Tonight I "fixed" my daughter's alarm clock. Yes, according to her- it didn't work. I had no problem testing it and confirming that yes, indeed it does work. I set it for 7am and have fingers crossed that she'll manage to actually get up, but I'm not counting on it. I've got my alarm set for 7:30 since I don't realistically expect her to be up before that time. Working on the weekend at 9am sucks! I have to get up early every day- I don't like having to get up early just to get her up so she can go to work on the weekend. This wasn't part of my plan when I told her she had to get a job as a condition of being on independent study. At least she learned to use the computer to request days off- finally. But I'm sure it'll be 2 weeks before I get a respite, since they have to request their days off that far in advance.
So my day alone went up in smoke. Today is my husband's birthday. Only he's not really my husband. He is, but he isn't. It's complicated. Anyway the girls were supposed to spend the day with him and I was sorely looking forward to being ALONE for the afternoon. I had great plans to veg and watch Law & Order all afternoon. Turns out he is sick..... not like dying in bed sick but enough that I'm not letting the girls near him for a whole afternoon. Not after the past month of merry-go-round sickness that I've had to deal with. We took him a few presents and clam chowder per his request when I picked up B. after work this evening. I love my DVR! I did record many episodes of L&O, and watched some. I have a partner in crime, M. who likes to watch with me- when she isn't busy being a 12 year old with an attitude. Lately I am finding parenting such a challenge. All 3 of the girls seem to be on the hormonal highway of hell. I miss the old days when all they wanted was for me to read to them and snuggle.

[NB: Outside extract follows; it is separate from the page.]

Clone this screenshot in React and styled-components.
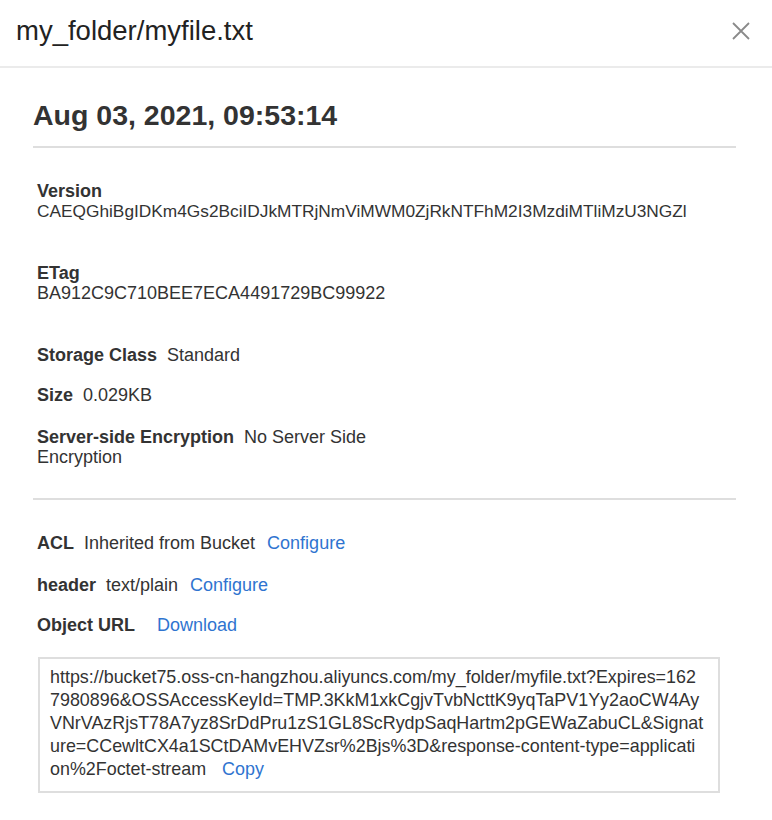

I am really bothered by the Saddam hanging. I admit I'm not a news freak and don't always know exactly what is happening immediately in the world, but I was shocked to see it on my homepage last night. I didn't know he was to be hanged. I'm disgusted by how it's everywhere today. You can watch in online in graphic detail. I've purposely refrained from reading any in depth articles, and would never in a million years watch a video of it. He ranks right up there with Hitler in terms of his heinous crimes against humanity, However I can't help being so repulsed by every minute detail being available to rewind & replay... again and again.....despite his execution one has to wonder if the government will ever be stable in Iraq and whether life will really improve for the people. It certainly doesn't seem that any positive goal is any closer to being attained. My heart aches everyday for new families who have lost a brother, son, father, uncle, mother, daughter, aunt, sister, husband, wife, best friend. It's all so senseless.